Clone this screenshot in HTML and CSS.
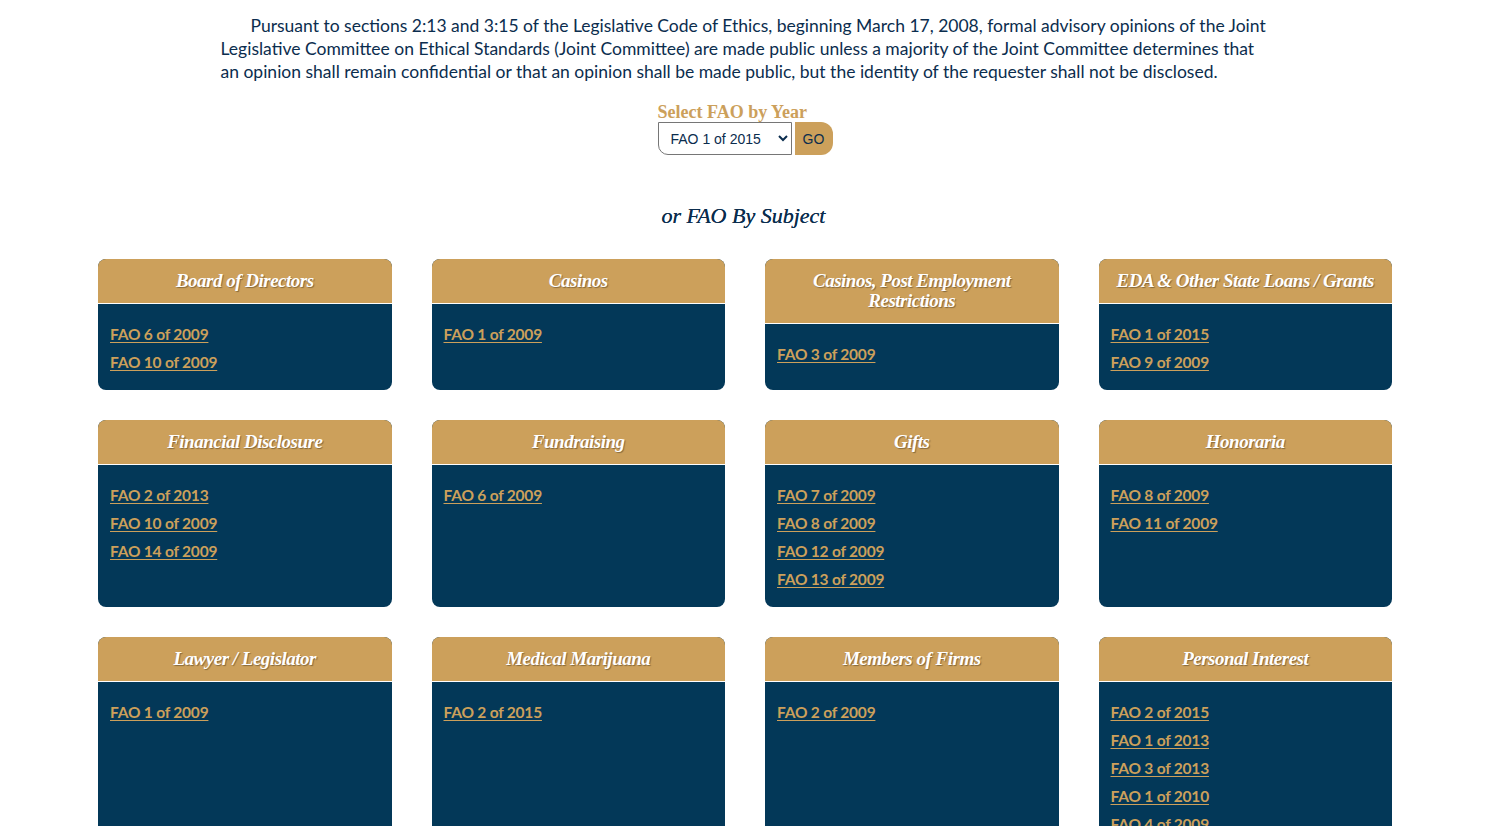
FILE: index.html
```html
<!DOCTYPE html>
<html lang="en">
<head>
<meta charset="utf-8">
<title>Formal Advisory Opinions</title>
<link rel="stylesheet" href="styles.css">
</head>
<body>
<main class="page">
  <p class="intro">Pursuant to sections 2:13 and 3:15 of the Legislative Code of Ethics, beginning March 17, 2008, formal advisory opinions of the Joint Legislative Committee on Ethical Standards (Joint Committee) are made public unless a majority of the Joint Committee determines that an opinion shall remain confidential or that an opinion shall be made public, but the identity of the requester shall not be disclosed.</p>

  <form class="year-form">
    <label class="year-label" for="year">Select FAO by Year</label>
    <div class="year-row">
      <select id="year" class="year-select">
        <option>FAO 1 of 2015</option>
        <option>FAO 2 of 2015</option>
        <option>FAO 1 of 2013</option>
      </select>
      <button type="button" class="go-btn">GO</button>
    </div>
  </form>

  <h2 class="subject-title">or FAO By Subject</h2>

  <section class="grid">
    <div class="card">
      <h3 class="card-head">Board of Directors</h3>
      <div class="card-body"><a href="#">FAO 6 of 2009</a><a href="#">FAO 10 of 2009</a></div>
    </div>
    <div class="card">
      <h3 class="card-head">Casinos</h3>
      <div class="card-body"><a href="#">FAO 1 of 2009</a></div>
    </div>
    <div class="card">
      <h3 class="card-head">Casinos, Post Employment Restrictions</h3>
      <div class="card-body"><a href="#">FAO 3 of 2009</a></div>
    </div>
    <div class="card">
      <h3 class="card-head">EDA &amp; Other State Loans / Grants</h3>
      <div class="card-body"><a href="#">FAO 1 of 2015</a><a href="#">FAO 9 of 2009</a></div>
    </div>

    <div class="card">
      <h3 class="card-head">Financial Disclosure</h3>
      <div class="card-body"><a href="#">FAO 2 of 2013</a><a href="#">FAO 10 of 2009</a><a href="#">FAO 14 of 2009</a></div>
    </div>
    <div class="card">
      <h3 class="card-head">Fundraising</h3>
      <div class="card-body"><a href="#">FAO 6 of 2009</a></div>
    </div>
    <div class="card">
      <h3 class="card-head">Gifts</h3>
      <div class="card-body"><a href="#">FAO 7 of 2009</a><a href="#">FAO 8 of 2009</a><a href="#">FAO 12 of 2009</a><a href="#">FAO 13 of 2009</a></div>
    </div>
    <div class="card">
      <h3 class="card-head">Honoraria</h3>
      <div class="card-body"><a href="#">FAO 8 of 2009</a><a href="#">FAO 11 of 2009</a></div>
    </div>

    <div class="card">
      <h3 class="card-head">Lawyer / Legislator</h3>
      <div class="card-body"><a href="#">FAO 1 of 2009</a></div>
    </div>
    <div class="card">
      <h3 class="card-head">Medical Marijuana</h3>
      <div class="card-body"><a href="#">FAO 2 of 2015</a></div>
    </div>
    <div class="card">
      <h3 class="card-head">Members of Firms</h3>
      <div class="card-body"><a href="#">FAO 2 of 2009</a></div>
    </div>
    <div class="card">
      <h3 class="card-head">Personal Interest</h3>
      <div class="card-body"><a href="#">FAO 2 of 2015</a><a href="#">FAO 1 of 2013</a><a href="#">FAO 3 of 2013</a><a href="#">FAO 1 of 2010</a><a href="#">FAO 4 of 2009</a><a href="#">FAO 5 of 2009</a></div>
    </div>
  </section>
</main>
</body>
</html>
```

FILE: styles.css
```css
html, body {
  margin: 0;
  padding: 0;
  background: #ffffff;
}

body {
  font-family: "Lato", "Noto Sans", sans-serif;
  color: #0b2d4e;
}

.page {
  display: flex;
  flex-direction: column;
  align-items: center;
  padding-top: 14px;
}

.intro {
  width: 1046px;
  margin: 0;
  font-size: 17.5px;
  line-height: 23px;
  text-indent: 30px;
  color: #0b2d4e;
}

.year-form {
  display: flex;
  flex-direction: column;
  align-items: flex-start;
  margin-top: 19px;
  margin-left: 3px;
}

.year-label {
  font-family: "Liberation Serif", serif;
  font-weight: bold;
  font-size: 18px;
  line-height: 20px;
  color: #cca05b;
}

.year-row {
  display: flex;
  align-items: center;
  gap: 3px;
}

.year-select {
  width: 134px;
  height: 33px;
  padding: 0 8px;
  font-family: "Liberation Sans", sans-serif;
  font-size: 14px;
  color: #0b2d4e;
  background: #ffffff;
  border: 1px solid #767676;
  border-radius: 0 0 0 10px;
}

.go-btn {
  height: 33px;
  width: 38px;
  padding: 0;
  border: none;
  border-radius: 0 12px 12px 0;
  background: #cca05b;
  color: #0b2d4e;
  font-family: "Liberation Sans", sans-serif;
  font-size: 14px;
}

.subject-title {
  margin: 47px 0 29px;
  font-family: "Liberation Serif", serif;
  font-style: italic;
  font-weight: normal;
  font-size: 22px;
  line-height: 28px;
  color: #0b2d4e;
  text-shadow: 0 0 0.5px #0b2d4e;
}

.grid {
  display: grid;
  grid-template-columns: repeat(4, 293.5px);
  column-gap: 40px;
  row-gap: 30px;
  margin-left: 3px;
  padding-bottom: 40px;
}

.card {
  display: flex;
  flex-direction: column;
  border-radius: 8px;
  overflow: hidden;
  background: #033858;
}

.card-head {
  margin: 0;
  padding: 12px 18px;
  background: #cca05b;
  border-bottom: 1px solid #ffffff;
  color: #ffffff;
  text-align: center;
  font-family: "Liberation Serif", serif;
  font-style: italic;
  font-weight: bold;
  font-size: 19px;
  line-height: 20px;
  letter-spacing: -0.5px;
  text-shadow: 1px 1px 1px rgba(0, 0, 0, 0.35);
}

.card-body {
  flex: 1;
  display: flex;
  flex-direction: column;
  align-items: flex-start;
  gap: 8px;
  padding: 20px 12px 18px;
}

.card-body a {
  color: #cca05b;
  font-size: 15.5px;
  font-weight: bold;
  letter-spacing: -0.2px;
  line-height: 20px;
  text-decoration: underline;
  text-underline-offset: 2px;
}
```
--*--
▸ **What needs to be done**
Write out the whole listing again, exactly, with no pictures.

▸ **Task result**
Clone this screenshot in HTML and CSS.
FILE: index.html
```html
<!DOCTYPE html>
<html lang="en">
<head>
<meta charset="utf-8">
<title>Formal Advisory Opinions</title>
<link rel="stylesheet" href="styles.css">
</head>
<body>
<main class="page">
  <p class="intro">Pursuant to sections 2:13 and 3:15 of the Legislative Code of Ethics, beginning March 17, 2008, formal advisory opinions of the Joint Legislative Committee on Ethical Standards (Joint Committee) are made public unless a majority of the Joint Committee determines that an opinion shall remain confidential or that an opinion shall be made public, but the identity of the requester shall not be disclosed.</p>

  <form class="year-form">
    <label class="year-label" for="year">Select FAO by Year</label>
    <div class="year-row">
      <select id="year" class="year-select">
        <option>FAO 1 of 2015</option>
        <option>FAO 2 of 2015</option>
        <option>FAO 1 of 2013</option>
      </select>
      <button type="button" class="go-btn">GO</button>
    </div>
  </form>

  <h2 class="subject-title">or FAO By Subject</h2>

  <section class="grid">
    <div class="card">
      <h3 class="card-head">Board of Directors</h3>
      <div class="card-body"><a href="#">FAO 6 of 2009</a><a href="#">FAO 10 of 2009</a></div>
    </div>
    <div class="card">
      <h3 class="card-head">Casinos</h3>
      <div class="card-body"><a href="#">FAO 1 of 2009</a></div>
    </div>
    <div class="card">
      <h3 class="card-head">Casinos, Post Employment Restrictions</h3>
      <div class="card-body"><a href="#">FAO 3 of 2009</a></div>
    </div>
    <div class="card">
      <h3 class="card-head">EDA &amp; Other State Loans / Grants</h3>
      <div class="card-body"><a href="#">FAO 1 of 2015</a><a href="#">FAO 9 of 2009</a></div>
    </div>

    <div class="card">
      <h3 class="card-head">Financial Disclosure</h3>
      <div class="card-body"><a href="#">FAO 2 of 2013</a><a href="#">FAO 10 of 2009</a><a href="#">FAO 14 of 2009</a></div>
    </div>
    <div class="card">
      <h3 class="card-head">Fundraising</h3>
      <div class="card-body"><a href="#">FAO 6 of 2009</a></div>
    </div>
    <div class="card">
      <h3 class="card-head">Gifts</h3>
      <div class="card-body"><a href="#">FAO 7 of 2009</a><a href="#">FAO 8 of 2009</a><a href="#">FAO 12 of 2009</a><a href="#">FAO 13 of 2009</a></div>
    </div>
    <div class="card">
      <h3 class="card-head">Honoraria</h3>
      <div class="card-body"><a href="#">FAO 8 of 2009</a><a href="#">FAO 11 of 2009</a></div>
    </div>

    <div class="card">
      <h3 class="card-head">Lawyer / Legislator</h3>
      <div class="card-body"><a href="#">FAO 1 of 2009</a></div>
    </div>
    <div class="card">
      <h3 class="card-head">Medical Marijuana</h3>
      <div class="card-body"><a href="#">FAO 2 of 2015</a></div>
    </div>
    <div class="card">
      <h3 class="card-head">Members of Firms</h3>
      <div class="card-body"><a href="#">FAO 2 of 2009</a></div>
    </div>
    <div class="card">
      <h3 class="card-head">Personal Interest</h3>
      <div class="card-body"><a href="#">FAO 2 of 2015</a><a href="#">FAO 1 of 2013</a><a href="#">FAO 3 of 2013</a><a href="#">FAO 1 of 2010</a><a href="#">FAO 4 of 2009</a><a href="#">FAO 5 of 2009</a></div>
    </div>
  </section>
</main>
</body>
</html>
```

FILE: styles.css
```css
html, body {
  margin: 0;
  padding: 0;
  background: #ffffff;
}

body {
  font-family: "Lato", "Noto Sans", sans-serif;
  color: #0b2d4e;
}

.page {
  display: flex;
  flex-direction: column;
  align-items: center;
  padding-top: 14px;
}

.intro {
  width: 1046px;
  margin: 0;
  font-size: 17.5px;
  line-height: 23px;
  text-indent: 30px;
  color: #0b2d4e;
}

.year-form {
  display: flex;
  flex-direction: column;
  align-items: flex-start;
  margin-top: 19px;
  margin-left: 3px;
}

.year-label {
  font-family: "Liberation Serif", serif;
  font-weight: bold;
  font-size: 18px;
  line-height: 20px;
  color: #cca05b;
}

.year-row {
  display: flex;
  align-items: center;
  gap: 3px;
}

.year-select {
  width: 134px;
  height: 33px;
  padding: 0 8px;
  font-family: "Liberation Sans", sans-serif;
  font-size: 14px;
  color: #0b2d4e;
  background: #ffffff;
  border: 1px solid #767676;
  border-radius: 0 0 0 10px;
}

.go-btn {
  height: 33px;
  width: 38px;
  padding: 0;
  border: none;
  border-radius: 0 12px 12px 0;
  background: #cca05b;
  color: #0b2d4e;
  font-family: "Liberation Sans", sans-serif;
  font-size: 14px;
}

.subject-title {
  margin: 47px 0 29px;
  font-family: "Liberation Serif", serif;
  font-style: italic;
  font-weight: normal;
  font-size: 22px;
  line-height: 28px;
  color: #0b2d4e;
  text-shadow: 0 0 0.5px #0b2d4e;
}

.grid {
  display: grid;
  grid-template-columns: repeat(4, 293.5px);
  column-gap: 40px;
  row-gap: 30px;
  margin-left: 3px;
  padding-bottom: 40px;
}

.card {
  display: flex;
  flex-direction: column;
  border-radius: 8px;
  overflow: hidden;
  background: #033858;
}

.card-head {
  margin: 0;
  padding: 12px 18px;
  background: #cca05b;
  border-bottom: 1px solid #ffffff;
  color: #ffffff;
  text-align: center;
  font-family: "Liberation Serif", serif;
  font-style: italic;
  font-weight: bold;
  font-size: 19px;
  line-height: 20px;
  letter-spacing: -0.5px;
  text-shadow: 1px 1px 1px rgba(0, 0, 0, 0.35);
}

.card-body {
  flex: 1;
  display: flex;
  flex-direction: column;
  align-items: flex-start;
  gap: 8px;
  padding: 20px 12px 18px;
}

.card-body a {
  color: #cca05b;
  font-size: 15.5px;
  font-weight: bold;
  letter-spacing: -0.2px;
  line-height: 20px;
  text-decoration: underline;
  text-underline-offset: 2px;
}
```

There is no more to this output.